[Start of DATA PROVIDED]
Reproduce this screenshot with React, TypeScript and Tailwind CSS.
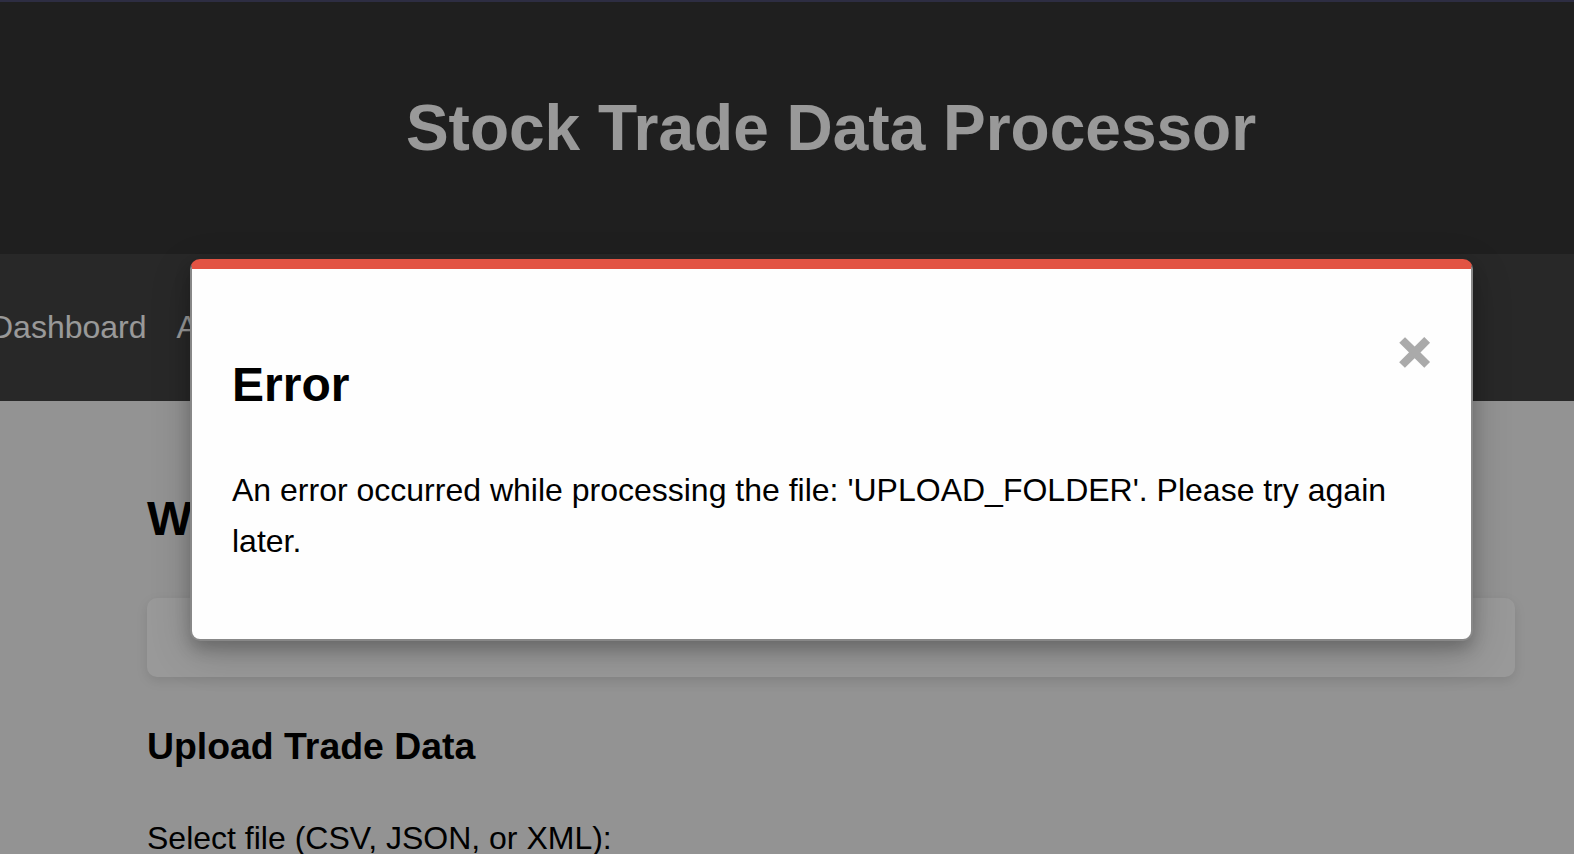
import React from "react";

export default function App() {
  return (
    <div className="relative h-[854px] w-[1574px] overflow-hidden bg-[#f5f5f5] font-['Liberation_Sans',Arial,sans-serif] leading-[1.6] text-black">
      <div className="h-[2px] bg-[#4b4b6e]" />
      <header className="flex h-[252px] items-center justify-center bg-[#353535] pl-[88px]">
        <h1 className="text-[64px] font-bold leading-[1.6] text-white">Stock Trade Data Processor</h1>
      </header>
      <nav className="flex h-[147px] items-start gap-[30px] bg-[#444444] pl-0 pt-[48px] text-[32px] leading-[1.6] text-white">
        <span className="-ml-[10px]">Dashboard</span>
        <span>Analytics</span>
        <span>Reports</span>
        <span>Settings</span>
      </nav>
      <main className="pl-[147px] pr-[59px] pt-[80px]">
        <h2 className="text-[48px] font-bold leading-[1.6]">Welcome to the Trade Data Processor</h2>
        <div className="mt-[40px] h-[79px] rounded-[10px] bg-white shadow-[0_4px_12px_rgba(0,0,0,0.1)]" />
        <h3 className="mt-[40px] text-[37.4px] font-bold leading-[1.6]">Upload Trade Data</h3>
        <p className="mt-[36px] text-[32px] leading-[1.6]">Select file (CSV, JSON, or XML):</p>
      </main>

      <div className="absolute inset-0 bg-black/40" />

      <div className="absolute left-[190px] top-[259px] w-[1283px] rounded-[10px] border-2 border-t-[10px] border-[#888888] border-t-[#e25343] bg-[#fefefe] px-[40px] pb-[40px] pt-[40px] shadow-[0_8px_16px_rgba(0,0,0,0.2),0_12px_40px_rgba(0,0,0,0.19)]">
        <span className="float-right -mt-[2px] text-[56px] font-bold leading-[1.6] text-[#aaaaaa] [-webkit-text-stroke:2px_#aaaaaa]">×</span>
        <h2 className="mt-[38px] text-[48px] font-bold leading-[1.6]">Error</h2>
        <p className="mb-[32px] mt-[41px] text-[32px] leading-[1.6]">
          An error occurred while processing the file: 'UPLOAD_FOLDER'. Please try again later.
        </p>
      </div>
    </div>
  );
}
[End of DATA PROVIDED]
*TASK GOAL*
Repeat the material above in full and unchanged, minus its images.

*WRITTEN ANSWER*
Reproduce this screenshot with React, TypeScript and Tailwind CSS.
import React from "react";

export default function App() {
  return (
    <div className="relative h-[854px] w-[1574px] overflow-hidden bg-[#f5f5f5] font-['Liberation_Sans',Arial,sans-serif] leading-[1.6] text-black">
      <div className="h-[2px] bg-[#4b4b6e]" />
      <header className="flex h-[252px] items-center justify-center bg-[#353535] pl-[88px]">
        <h1 className="text-[64px] font-bold leading-[1.6] text-white">Stock Trade Data Processor</h1>
      </header>
      <nav className="flex h-[147px] items-start gap-[30px] bg-[#444444] pl-0 pt-[48px] text-[32px] leading-[1.6] text-white">
        <span className="-ml-[10px]">Dashboard</span>
        <span>Analytics</span>
        <span>Reports</span>
        <span>Settings</span>
      </nav>
      <main className="pl-[147px] pr-[59px] pt-[80px]">
        <h2 className="text-[48px] font-bold leading-[1.6]">Welcome to the Trade Data Processor</h2>
        <div className="mt-[40px] h-[79px] rounded-[10px] bg-white shadow-[0_4px_12px_rgba(0,0,0,0.1)]" />
        <h3 className="mt-[40px] text-[37.4px] font-bold leading-[1.6]">Upload Trade Data</h3>
        <p className="mt-[36px] text-[32px] leading-[1.6]">Select file (CSV, JSON, or XML):</p>
      </main>

      <div className="absolute inset-0 bg-black/40" />

      <div className="absolute left-[190px] top-[259px] w-[1283px] rounded-[10px] border-2 border-t-[10px] border-[#888888] border-t-[#e25343] bg-[#fefefe] px-[40px] pb-[40px] pt-[40px] shadow-[0_8px_16px_rgba(0,0,0,0.2),0_12px_40px_rgba(0,0,0,0.19)]">
        <span className="float-right -mt-[2px] text-[56px] font-bold leading-[1.6] text-[#aaaaaa] [-webkit-text-stroke:2px_#aaaaaa]">×</span>
        <h2 className="mt-[38px] text-[48px] font-bold leading-[1.6]">Error</h2>
        <p className="mb-[32px] mt-[41px] text-[32px] leading-[1.6]">
          An error occurred while processing the file: 'UPLOAD_FOLDER'. Please try again later.
        </p>
      </div>
    </div>
  );
}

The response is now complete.